Susan Sontag wrote that style, or structure, serves a mnemonic purpose through the patterning of emphasis. I suppose that one reason why this book’s events and personnel find such easy residence within the memory is structural. It’s perhaps a cliché to liken a narrative such as this one to Rashomon, but it does serve as a useful shorthand to indicate how this book repeats its central story from multiple perspectives. While Kurosawa’s film explores subjectivity and unreliability in matters of justice, Márquez is more sardonic in offering us an anatomy of inevitability. Casting himself as narrator (to much more satisfying effect than, say, Amis in Money or even Kurt Vonnegut in Breakfast of Champions), in trying to make sense of the death foretold which befell his friend, Márquez spins variations on his narrative in order to achieve his own amor fati. Rarely has narrative scepticism resulted in storytelling of such pure and joy-giving verve.
The Pumpkin Eater by Penelope Mortimer
I took a punt on this in Waterstones, intrigued by the title and beguiled by the cover of the Penguin Modern Classics Edition. I ended up taking my time with its 160 pages, so fell and forbidding did I find its portrait of a woman teetering on the brink of herself. In recent years I’ve read some fantastic works that bear comparison to this one: Play It As It Lays by Joan Didion, Edith’s Diary by Patricia Highsmith, and several of the stories in Lauren Groff’s Florida. But none of those quite got under my skin in the same way as Mortimer’s depiction of existential dread.
Martin Heidegger defined dread (if I’ve got this right — always a big if when it comes to Heidegger) as the apprehension of nothingness, which springs to mind when thinking of this compact, minatory, and often screamingly hilarious work. Mortimer’s protagonist — nameless, that is, beyond her designation within her marriage as Mrs. Armitage — looks within herself for some identity prior to and independent of her function as a wife, a mother (of a large and teemingly indeterminate number of swarming children), and a mistress and finds nothing, not even some nurturing conception of womanhood.
This is a book which resides in the memory like a fog over a desolate landscape. You gingerly grope your way across. Figures float into menacing view, changing shape as you get closer — in this way do other characters in the narrative flutter at the far reaches of Mrs. A’s view, darting in and out of the periphery. Past and present, dream and reality and speculation mix in an opalescent blur. The only consolation this book has to offer is the brilliance of its own style — which, it must be said, is considerable.

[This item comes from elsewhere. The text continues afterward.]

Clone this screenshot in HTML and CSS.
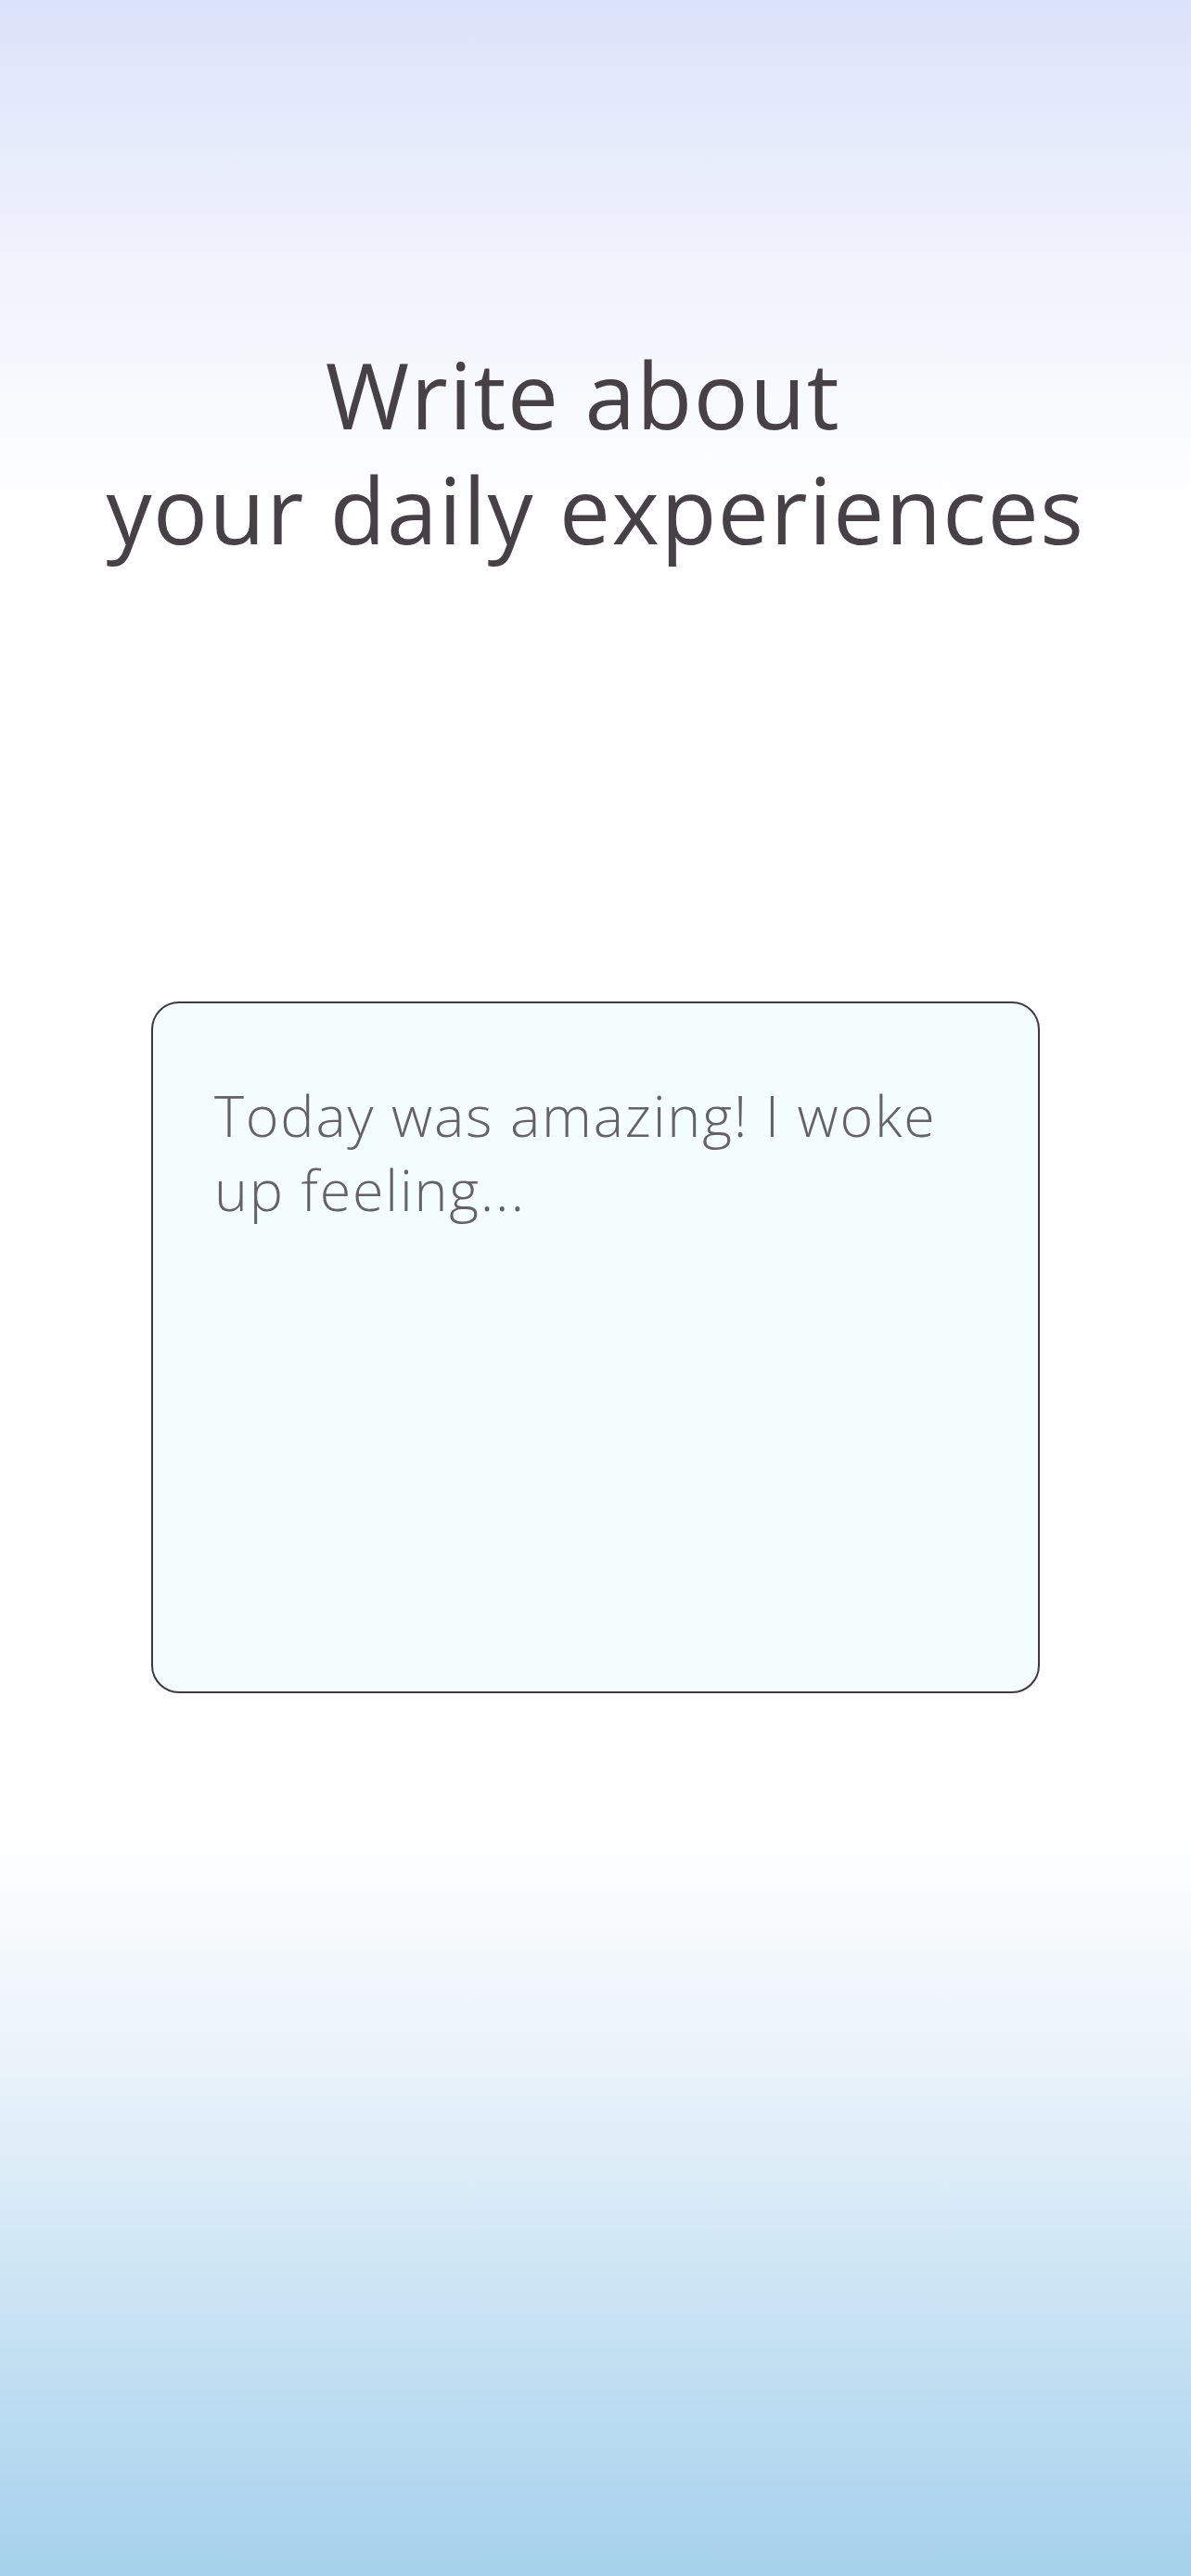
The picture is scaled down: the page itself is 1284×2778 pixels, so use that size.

I couldn’t otherwise in conscience so heartily recommend a tale of such crushing bleakness.
Against Interpretation by Susan Sontag
This one taught me the single idea most important to my practice as a critic: that there is no division between style and content; that style and content are the exact same thing. This is an idea which, once grasped, truly liberates one into the freedom of aesthetic play, which Nietzche in The Birth of Tragedy calls the highest pathos. More so than the aggrieved hectoring of a Harold Bloom, or Martin Amis’s insistence that style is somehow equal to morality itself, Sontag’s subtle cast of mind is the ultimate abstergent against the tedium and tendentiousness of ideological criticism. It’s been strange to see Sontag held up as some sort of hero by the current crop of feminist critics when they themselves have strayed so far from her wisdom that the aesthetic and the ethical are inseparable. If this seems an unreasonable or untenable observation, just take to Twitter to see how rashly books and films are judged by their content with the peremptory certitudes of the ad hominem and the ex hypothesi.
All this is laid out in the collection’s second essay, “On Style,” and the greatest pleasure is to be had in reading the collection straight through and seeing Sontag remain true to her own strictures. The films of Goddard, the plays of Ionesco, the philosophical writings of Simone Weill — all these are treated in their proper unity. Sontag made her punditry an absolutely rigorous exposition of the ideas she espoused as a theorist. In that sense reading her is a far more satisfying experience than the full spectrum of writings by, say, John Gray. Gray in his philosophical writings views the human animal with a bracing objectivity, while in his journalism he descends to the level of higher gossip. Another interesting comparison is to be made with Gabriel Josipovici, whose Whatever Happened to Modernism? is at its least convincing when championing the once-fashionable Nouveau Roman experiments of Alain Robbe-Grillet and Marguerite Duras — not the most cutting-edge look in 2010, and a weakness in Josipovici’s flank. I bring it up because Sontag can seem similarly mired in the post-war avant-garde and shares several of Josipovici’s enthusiasms, but in her case they coruscate with the immediacy of the present tense, of the in medias res. To read Sontag on these artists is to have a writer render explicit her vaunted erotics of art, rather than to be lectured on the lost promises of an older man’s youth.
5) Tag five people.
Gives away the age of the meme, this one. How about you go ahead do one of your own if you’ve read this far and feel like filling it in yourself?